> GIVEN INFORMATION
begin

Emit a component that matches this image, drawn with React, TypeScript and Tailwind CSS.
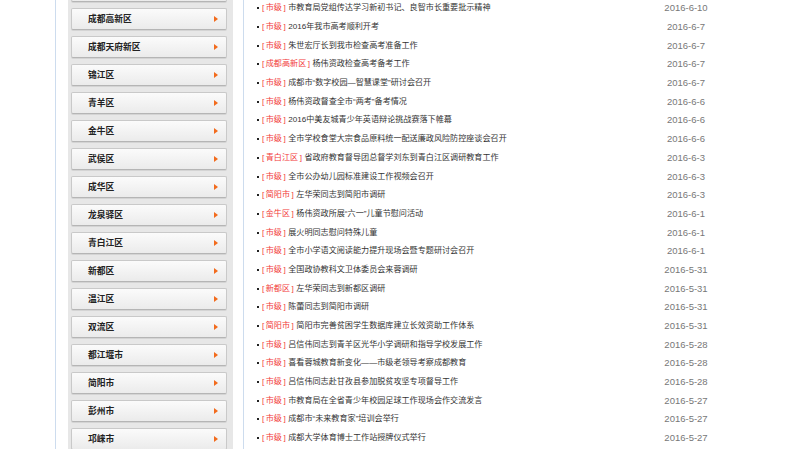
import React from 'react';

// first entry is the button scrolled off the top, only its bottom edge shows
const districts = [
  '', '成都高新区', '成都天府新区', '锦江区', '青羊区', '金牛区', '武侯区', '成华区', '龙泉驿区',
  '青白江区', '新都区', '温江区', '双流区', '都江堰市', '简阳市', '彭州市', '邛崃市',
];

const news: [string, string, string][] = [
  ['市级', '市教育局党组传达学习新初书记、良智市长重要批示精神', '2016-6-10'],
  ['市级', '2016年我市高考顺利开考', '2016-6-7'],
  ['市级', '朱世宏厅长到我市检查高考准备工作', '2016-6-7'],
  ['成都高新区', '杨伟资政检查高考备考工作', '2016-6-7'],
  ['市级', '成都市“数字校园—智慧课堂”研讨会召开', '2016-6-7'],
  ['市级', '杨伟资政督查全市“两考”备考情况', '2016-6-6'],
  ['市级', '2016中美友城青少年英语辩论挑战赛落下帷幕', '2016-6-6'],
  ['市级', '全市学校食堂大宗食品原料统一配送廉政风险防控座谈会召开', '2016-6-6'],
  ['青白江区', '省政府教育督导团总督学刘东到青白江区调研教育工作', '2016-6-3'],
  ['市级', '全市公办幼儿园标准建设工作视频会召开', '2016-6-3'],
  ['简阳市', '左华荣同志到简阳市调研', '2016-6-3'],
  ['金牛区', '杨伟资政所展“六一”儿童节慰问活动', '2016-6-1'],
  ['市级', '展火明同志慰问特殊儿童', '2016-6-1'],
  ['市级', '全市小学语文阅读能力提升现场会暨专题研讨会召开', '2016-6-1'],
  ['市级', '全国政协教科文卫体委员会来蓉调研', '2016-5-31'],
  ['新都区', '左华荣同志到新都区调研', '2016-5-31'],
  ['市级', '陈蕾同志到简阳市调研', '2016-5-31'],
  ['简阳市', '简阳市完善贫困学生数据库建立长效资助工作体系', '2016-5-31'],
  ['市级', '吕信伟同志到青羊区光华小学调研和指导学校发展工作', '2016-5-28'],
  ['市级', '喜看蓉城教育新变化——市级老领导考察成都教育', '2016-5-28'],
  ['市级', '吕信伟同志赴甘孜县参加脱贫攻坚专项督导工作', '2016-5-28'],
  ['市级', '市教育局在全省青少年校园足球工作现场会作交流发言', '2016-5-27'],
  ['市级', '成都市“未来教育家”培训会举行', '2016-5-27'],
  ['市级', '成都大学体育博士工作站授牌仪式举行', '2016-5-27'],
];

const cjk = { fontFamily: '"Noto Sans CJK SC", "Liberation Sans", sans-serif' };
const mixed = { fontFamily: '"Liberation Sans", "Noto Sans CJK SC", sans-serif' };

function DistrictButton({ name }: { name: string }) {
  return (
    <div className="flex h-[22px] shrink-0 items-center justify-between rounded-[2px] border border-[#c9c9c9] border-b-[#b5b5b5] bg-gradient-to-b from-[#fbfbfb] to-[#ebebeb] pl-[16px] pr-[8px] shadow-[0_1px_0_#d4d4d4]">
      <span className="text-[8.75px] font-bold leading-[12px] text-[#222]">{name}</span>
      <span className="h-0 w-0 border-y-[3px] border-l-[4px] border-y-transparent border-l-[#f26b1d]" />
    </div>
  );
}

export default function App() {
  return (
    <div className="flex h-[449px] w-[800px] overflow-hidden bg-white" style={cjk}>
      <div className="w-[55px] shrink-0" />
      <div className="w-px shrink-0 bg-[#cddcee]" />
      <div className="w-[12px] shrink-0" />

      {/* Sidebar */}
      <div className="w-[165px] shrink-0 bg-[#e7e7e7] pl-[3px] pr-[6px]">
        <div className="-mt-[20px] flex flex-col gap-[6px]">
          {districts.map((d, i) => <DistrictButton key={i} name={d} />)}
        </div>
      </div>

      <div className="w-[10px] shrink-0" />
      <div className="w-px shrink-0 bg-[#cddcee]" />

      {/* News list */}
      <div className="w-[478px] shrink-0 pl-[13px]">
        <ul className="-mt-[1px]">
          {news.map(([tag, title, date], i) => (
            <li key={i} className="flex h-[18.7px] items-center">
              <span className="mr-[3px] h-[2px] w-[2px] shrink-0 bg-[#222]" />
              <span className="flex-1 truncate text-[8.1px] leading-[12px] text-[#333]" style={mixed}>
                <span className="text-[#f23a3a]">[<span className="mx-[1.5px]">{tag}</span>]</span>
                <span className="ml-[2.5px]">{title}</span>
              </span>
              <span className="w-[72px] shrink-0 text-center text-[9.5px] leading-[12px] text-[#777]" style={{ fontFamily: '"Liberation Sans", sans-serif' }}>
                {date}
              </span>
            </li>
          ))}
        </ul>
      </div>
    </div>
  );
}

end

> WHAT NEEDS TO BE DONE
Keep the pictures out of the copy and return the rest of the data above exactly.

> TASK RESULT
Emit a component that matches this image, drawn with React, TypeScript and Tailwind CSS.
import React from 'react';

// first entry is the button scrolled off the top, only its bottom edge shows
const districts = [
  '', '成都高新区', '成都天府新区', '锦江区', '青羊区', '金牛区', '武侯区', '成华区', '龙泉驿区',
  '青白江区', '新都区', '温江区', '双流区', '都江堰市', '简阳市', '彭州市', '邛崃市',
];

const news: [string, string, string][] = [
  ['市级', '市教育局党组传达学习新初书记、良智市长重要批示精神', '2016-6-10'],
  ['市级', '2016年我市高考顺利开考', '2016-6-7'],
  ['市级', '朱世宏厅长到我市检查高考准备工作', '2016-6-7'],
  ['成都高新区', '杨伟资政检查高考备考工作', '2016-6-7'],
  ['市级', '成都市“数字校园—智慧课堂”研讨会召开', '2016-6-7'],
  ['市级', '杨伟资政督查全市“两考”备考情况', '2016-6-6'],
  ['市级', '2016中美友城青少年英语辩论挑战赛落下帷幕', '2016-6-6'],
  ['市级', '全市学校食堂大宗食品原料统一配送廉政风险防控座谈会召开', '2016-6-6'],
  ['青白江区', '省政府教育督导团总督学刘东到青白江区调研教育工作', '2016-6-3'],
  ['市级', '全市公办幼儿园标准建设工作视频会召开', '2016-6-3'],
  ['简阳市', '左华荣同志到简阳市调研', '2016-6-3'],
  ['金牛区', '杨伟资政所展“六一”儿童节慰问活动', '2016-6-1'],
  ['市级', '展火明同志慰问特殊儿童', '2016-6-1'],
  ['市级', '全市小学语文阅读能力提升现场会暨专题研讨会召开', '2016-6-1'],
  ['市级', '全国政协教科文卫体委员会来蓉调研', '2016-5-31'],
  ['新都区', '左华荣同志到新都区调研', '2016-5-31'],
  ['市级', '陈蕾同志到简阳市调研', '2016-5-31'],
  ['简阳市', '简阳市完善贫困学生数据库建立长效资助工作体系', '2016-5-31'],
  ['市级', '吕信伟同志到青羊区光华小学调研和指导学校发展工作', '2016-5-28'],
  ['市级', '喜看蓉城教育新变化——市级老领导考察成都教育', '2016-5-28'],
  ['市级', '吕信伟同志赴甘孜县参加脱贫攻坚专项督导工作', '2016-5-28'],
  ['市级', '市教育局在全省青少年校园足球工作现场会作交流发言', '2016-5-27'],
  ['市级', '成都市“未来教育家”培训会举行', '2016-5-27'],
  ['市级', '成都大学体育博士工作站授牌仪式举行', '2016-5-27'],
];

const cjk = { fontFamily: '"Noto Sans CJK SC", "Liberation Sans", sans-serif' };
const mixed = { fontFamily: '"Liberation Sans", "Noto Sans CJK SC", sans-serif' };

function DistrictButton({ name }: { name: string }) {
  return (
    <div className="flex h-[22px] shrink-0 items-center justify-between rounded-[2px] border border-[#c9c9c9] border-b-[#b5b5b5] bg-gradient-to-b from-[#fbfbfb] to-[#ebebeb] pl-[16px] pr-[8px] shadow-[0_1px_0_#d4d4d4]">
      <span className="text-[8.75px] font-bold leading-[12px] text-[#222]">{name}</span>
      <span className="h-0 w-0 border-y-[3px] border-l-[4px] border-y-transparent border-l-[#f26b1d]" />
    </div>
  );
}

export default function App() {
  return (
    <div className="flex h-[449px] w-[800px] overflow-hidden bg-white" style={cjk}>
      <div className="w-[55px] shrink-0" />
      <div className="w-px shrink-0 bg-[#cddcee]" />
      <div className="w-[12px] shrink-0" />

      {/* Sidebar */}
      <div className="w-[165px] shrink-0 bg-[#e7e7e7] pl-[3px] pr-[6px]">
        <div className="-mt-[20px] flex flex-col gap-[6px]">
          {districts.map((d, i) => <DistrictButton key={i} name={d} />)}
        </div>
      </div>

      <div className="w-[10px] shrink-0" />
      <div className="w-px shrink-0 bg-[#cddcee]" />

      {/* News list */}
      <div className="w-[478px] shrink-0 pl-[13px]">
        <ul className="-mt-[1px]">
          {news.map(([tag, title, date], i) => (
            <li key={i} className="flex h-[18.7px] items-center">
              <span className="mr-[3px] h-[2px] w-[2px] shrink-0 bg-[#222]" />
              <span className="flex-1 truncate text-[8.1px] leading-[12px] text-[#333]" style={mixed}>
                <span className="text-[#f23a3a]">[<span className="mx-[1.5px]">{tag}</span>]</span>
                <span className="ml-[2.5px]">{title}</span>
              </span>
              <span className="w-[72px] shrink-0 text-center text-[9.5px] leading-[12px] text-[#777]" style={{ fontFamily: '"Liberation Sans", sans-serif' }}>
                {date}
              </span>
            </li>
          ))}
        </ul>
      </div>
    </div>
  );
}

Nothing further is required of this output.